Standing Apart From Black Desert And The Rest
The obvious question is whether that is enough to carve out an identity separate from Black Desert and the wider open world crowd. From a distance, Crimson Desert looks like another maximalist RPG stuffed with side content and physics gags. The cast featurette is part of Pearl Abyss’s argument that it is more than that.
Leaning on a cast that includes veterans from projects like Baldur’s Gate 3, Elden Ring, Cyberpunk 2077, and Stellar Blade, the studio is signaling that narrative and character work are now core pillars instead of window dressing. Kliff’s quiet conflict, Damiane’s hidden past, and Oongka’s almost wordless presence are all attempts to give players someone to think about long after a flashy combat encounter ends.
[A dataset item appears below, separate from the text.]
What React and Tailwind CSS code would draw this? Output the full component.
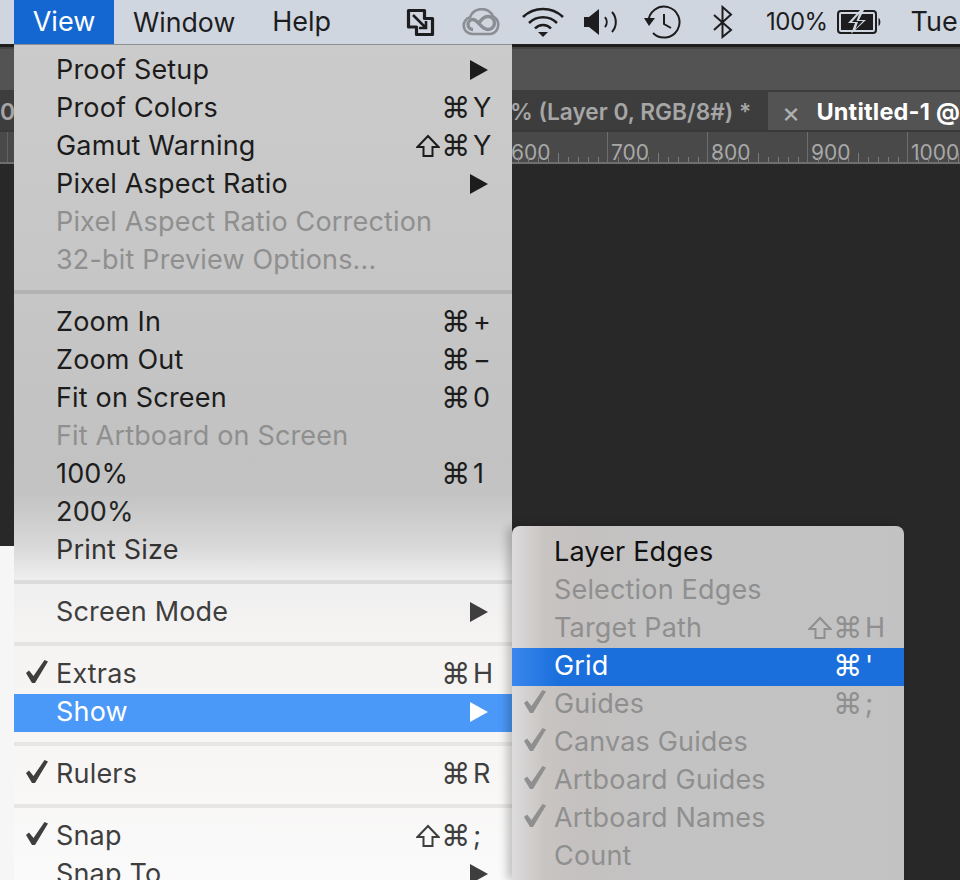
const FONT = "font-['Inter','Liberation_Sans',sans-serif]";

function Tri({ color }) {
  return (
    <svg width="18" height="20" viewBox="0 0 18 20" className="block">
      <polygon points="0,0 18,10 0,20" fill={color} />
    </svg>
  );
}

function Check({ color }) {
  return (
    <svg width="22" height="23" viewBox="0 0 22 23" className="absolute left-[-30px] top-[6px]">
      <polygon points="0,13 3,10.500 7.500,16 18.500,0 22,1.500 9,23 6,23" fill={color} />
    </svg>
  );
}

function ShiftKey({ color }) {
  return (
    <svg width="24" height="24" viewBox="0 0 24 24" className="block">
      <path d="M12 2 L22.500 13 H16.500 V22 H7.500 V13 H1.500 Z" fill="none" stroke={color} strokeWidth="2" strokeLinejoin="miter" />
    </svg>
  );
}

function Keys({ shift, cmd, k, arrow, color }) {
  return (
    <div className="w-[96px] shrink-0 flex items-center" style={{ color }}>
      <span className="w-[27px]">{shift ? <ShiftKey color={color} /> : null}</span>
      <span className="w-[30px] ml-[-2px] mr-[2px] text-[29px] leading-none font-['DejaVu_Sans',sans-serif]">{cmd ? "⌘" : ""}</span>
      {k ? <span>{k}</span> : null}
      {arrow ? <span className="ml-[-3px]"><Tri color={color} /></span> : null}
    </div>
  );
}

function Row({ label, color, shift, cmd, k, arrow, check, checkColor, bg, keyColor }) {
  return (
    <div className="h-[38px] flex items-center pl-[42px] pb-[2px]" style={{ color, background: bg }}>
      <div className="relative flex-1 whitespace-nowrap">
        {check ? <Check color={checkColor || color} /> : null}
        {label}
      </div>
      <Keys shift={shift} cmd={cmd} k={k} arrow={arrow} color={keyColor || color} />
    </div>
  );
}

function Sep({ top }) {
  return (
    <div className="py-[10px]">
      <div className="h-[4px]" style={{ background: top }} />
    </div>
  );
}

const INK = "#1c1c1c";
const DIS = "#8f8f8f";
const TICKS = [10, 20, 30, 40, 50, 60, 70, 80, 90];

function Ruler() {
  const marks = ["600", "700", "800", "900", "1000"];
  return (
    <div className="h-[34px] bg-[#494949] border-t-2 border-t-[#393939] border-b-2 border-b-[#6e6e6e] flex overflow-hidden">
      <div className="w-[507px] shrink-0 pl-[7px]">
        <div className="w-px h-full bg-[#626262]" />
      </div>
      {marks.map((m) => (
        <div key={m} className="relative w-[100px] shrink-0 border-l border-[#6e6e6e] pl-[3px] pt-[8px] text-[21px] leading-[26px] text-[#a8a8a8]">
          {m}
          <svg width="100" height="9" className="absolute left-0 bottom-0">
            {TICKS.map((x) => (
              <rect key={x} x={x} y={x === 50 ? 0 : 4} width="1" height={x === 50 ? 9 : 5} fill="#7a7a7a" />
            ))}
          </svg>
        </div>
      ))}
    </div>
  );
}

function TrayIcons() {
  const c = "#1d1d1f";
  return (
    <div className="flex items-center">
      <svg width="30" height="30" viewBox="0 0 30 30" className="ml-[405px]">
        <path d="M3.500 3.500 H19.500 V11.500 H27.500 V27.500 H11.500 V20 H3.500 Z" fill="none" stroke={c} strokeWidth="3.200" strokeLinejoin="round" />
        <path d="M8 8 L21 21 M21 14 V21 H14" fill="none" stroke={c} strokeWidth="2.600" />
      </svg>
      <svg width="38" height="28" viewBox="0 0 38 28" className="ml-[27px]">
        <path d="M10 26 a8.500 8.500 0 0 1 -2-16.700 a12.500 12.500 0 0 1 23-1 a9.500 9.500 0 0 1 -2 17.700 z" fill="none" stroke="#8b8f95" strokeWidth="2.600" />
        <path d="M11 21.500 a5 5 0 0 1 0-10 c5 0 8 10 15 10 a6 6 0 0 0 0-13 c-5 0-7 4-9 6" fill="none" stroke="#8b8f95" strokeWidth="3.400" />
      </svg>
      <svg width="42" height="30" viewBox="0 0 42 30" className="ml-[22px]">
        <path d="M1 10 a29 29 0 0 1 40 0 M7 16 a20 20 0 0 1 28 0 M13 21.500 a11 11 0 0 1 16 0" fill="none" stroke={c} strokeWidth="2.500" />
        <polygon points="16,25 26,25 21,30" fill={c} />
      </svg>
      <svg width="36" height="26" viewBox="0 0 36 26" className="ml-[20px]">
        <path d="M0 8 h5 l10-8 v26 l-10-8 H0 z" fill={c} />
        <path d="M21 8 a8 8 0 0 1 0 10 M28 3 a15 15 0 0 1 0 20" fill="none" stroke={c} strokeWidth="2" />
      </svg>
      <svg width="38" height="34" viewBox="0 0 38 34" className="ml-[24px]">
        <path d="M4.500 17 a15.500 15.500 0 1 1 4.500 11" fill="none" stroke={c} strokeWidth="2" />
        <polygon points="0,13 11,13 5,21" fill={c} />
        <path d="M20 9 V19 L27 23" fill="none" stroke={c} strokeWidth="2" />
      </svg>
      <svg width="22" height="34" viewBox="0 0 22 34" className="ml-[30px]">
        <path d="M2 10 L19 25 L10.500 32 V2 L19 9.500 L2 25" fill="none" stroke={c} strokeWidth="2" />
      </svg>
      <span className="ml-[32px] text-[24px] text-[#1d1d1f] tracking-[-0.5px]">100%</span>
      <svg width="46" height="24" viewBox="0 0 46 24" className="ml-[9px]">
        <rect x="1" y="1" width="38" height="22" rx="3" fill="none" stroke={c} strokeWidth="2" />
        <rect x="4" y="4" width="32" height="16" fill={c} />
        <path d="M23 0 L11 13 H18 L14 24 L29 10 H22 L27 0 Z" fill="#d0d6df" />
        <path d="M22 4 L15 12 H21 L18.500 19 L26 11 H19.500 Z" fill={c} />
        <path d="M41.500 8 c2.500 1 2.500 7 0 8 z" fill={c} />
      </svg>
      <span className="ml-[28px] text-[27px] text-[#1d1d1f]">Tue</span>
    </div>
  );
}

export default function App() {
  return (
    <div className={`relative w-[960px] h-[880px] overflow-hidden bg-[#282828] ${FONT}`}>
      {/* menu bar */}
      <div className="relative h-[44px] bg-[#d0d6df] flex items-center whitespace-nowrap text-[#1d1d1f] text-[27px]">
        <div className="absolute left-0 top-0 h-[44px] flex items-center">
          <div className="ml-[14px] w-[100px] h-[44px] bg-[#1467d0] text-white flex items-center justify-center">View</div>
          <div className="ml-[19px] text-[26.7px]">Window</div>
          <div className="ml-[37px]">Help</div>
        </div>
        <TrayIcons />
      </div>

      {/* app chrome */}
      <div className="h-[3px] bg-[#1f1f1f]" />
      <div className="h-[43px] bg-[#535353] border-t-2 border-[#444]" />
      <div className="h-[40px] bg-[#3d3d3d] flex pt-[2px] whitespace-nowrap">
        <div className="w-[14px] overflow-hidden text-[23px] font-semibold leading-[40px] text-[#a6a6a6]">00</div>
        <div className="w-[754px] pl-[496px] text-[22.7px] font-semibold leading-[40px] text-[#a6a6a6] overflow-hidden">% (Layer 0, RGB/8#) *</div>
        <div className="flex-1 bg-[#535353] flex items-center pt-px">
          <span className="ml-[14px] text-[#b0b0b0] text-[28px] leading-none">×</span>
          <span className="ml-[16px] text-[23.5px] tracking-[0.2px] font-bold text-white">Untitled-1 @</span>
        </div>
      </div>
      <Ruler />

      {/* canvas + left strip */}
      <div className="h-[716px] flex">
        <div className="w-[14px] flex flex-col">
          <div className="h-[382px] bg-[#282828]" />
          <div className="flex-1 bg-[#f6f6f6]" />
        </div>
        <div className="flex-1 bg-[#282828]" />
      </div>

      {/* View menu */}
      <div className="absolute left-[14px] top-[44px] w-[498px] h-[836px] pt-[7px] text-[27px] tracking-[0.17px] border-t border-[#8b9097] bg-[linear-gradient(180deg,#cbcbcb_0%,#c6c6c6_30%,#c2c2c2_50%,#c4c4c4_54%,#d8d8d8_60%,#efefef_64%,#f6f4f3_72%,#f8f6f5_85%,#fafafa_100%)]">
        <Row label="Proof Setup" color={INK} arrow />
        <Row label="Proof Colors" color={INK} cmd k="Y" />
        <Row label="Gamut Warning" color={INK} shift cmd k="Y" />
        <Row label="Pixel Aspect Ratio" color={INK} arrow />
        <Row label="Pixel Aspect Ratio Correction" color={DIS} />
        <Row label="32-bit Preview Options..." color={DIS} />
        <Sep top="#b3b3b3" />
        <Row label="Zoom In" color={INK} cmd k="+" />
        <Row label="Zoom Out" color={INK} cmd k="−" />
        <Row label="Fit on Screen" color={INK} cmd k="0" />
        <Row label="Fit Artboard on Screen" color={DIS} />
        <Row label="100%" color={INK} cmd k="1" />
        <Row label="200%" color="#242424" />
        <Row label="Print Size" color="#333333" />
        <Sep top="#dcdcdc" />
        <Row label="Screen Mode" color="#3e3e3e" arrow />
        <Sep top="#e6e4e3" />
        <Row label="Extras" color="#3e3e3e" check cmd k="H" />
        <Row label="Show" color="#ffffff" arrow bg="#4a98f8" />
        <Sep top="#e8e5e4" />
        <Row label="Rulers" color="#3e3e3e" check cmd k="R" />
        <Sep top="#e8e6e5" />
        <Row label="Snap" color="#3e3e3e" check shift cmd k=";" />
        <Row label="Snap To" color="#3e3e3e" arrow />
      </div>

      {/* Show submenu */}
      <div className="absolute left-[512px] top-[526px] w-[392px] h-[354px] pt-2 rounded-t-lg text-[27px] tracking-[0.17px] shadow-[-5px_0_8px_rgba(0,0,0,0.22)] bg-[linear-gradient(90deg,#dcdcdc_0%,#c9c5c3_8%,#c4c1c0_16%,#c3c3c3_40%,#c2c2c2_100%)]">
        <Row label="Layer Edges" color="#111111" />
        <Row label="Selection Edges" color={DIS} />
        <Row label="Target Path" color={DIS} shift cmd k="H" />
        <Row label="Grid" color="#ffffff" cmd k="'" bg="linear-gradient(90deg,#3a87ee 0%,#1a6fdc 12%,#1a6fdc 100%)" />
        <Row label="Guides" color={DIS} check cmd k=";" />
        <Row label="Canvas Guides" color={DIS} check />
        <Row label="Artboard Guides" color={DIS} check />
        <Row label="Artboard Names" color={DIS} check />
        <Row label="Count" color={DIS} />
      </div>
    </div>
  );
}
Whether Crimson Desert can really stand apart will come down to execution. The tech is impressive, and the acting talent is there. What the featurette makes clear is that Pearl Abyss understands the stakes. If players do not buy into these three leads as people with history, agency, and chemistry, Crimson Desert risks feeling like Black Desert with a prestige TV filter laid over it. If the performances and writing click, though, this could be the moment the studio pivots from MMO specialists to full-fledged single-player storytellers.
Why The Cast Featurette Matters
The “Meet the Cast” video is not just a marketing beat for names on a poster. It is Pearl Abyss making a promise about what Crimson Desert wants to be. By centering Alec Newman, Rebecca Hanssen, and Stewart Scudamore, the studio is betting that players in 2026 care about authored protagonists, nuanced performances, and the kind of character-driven drama that has powered the recent wave of big-budget RPGs.
For anyone who has watched Black Desert’s combat and wished it was wrapped around a focused single-player story, Crimson Desert looks increasingly like the answer. The cast featurette is the clearest look yet at how Pearl Abyss is trying to deliver on that pitch, one facial capture session at a time.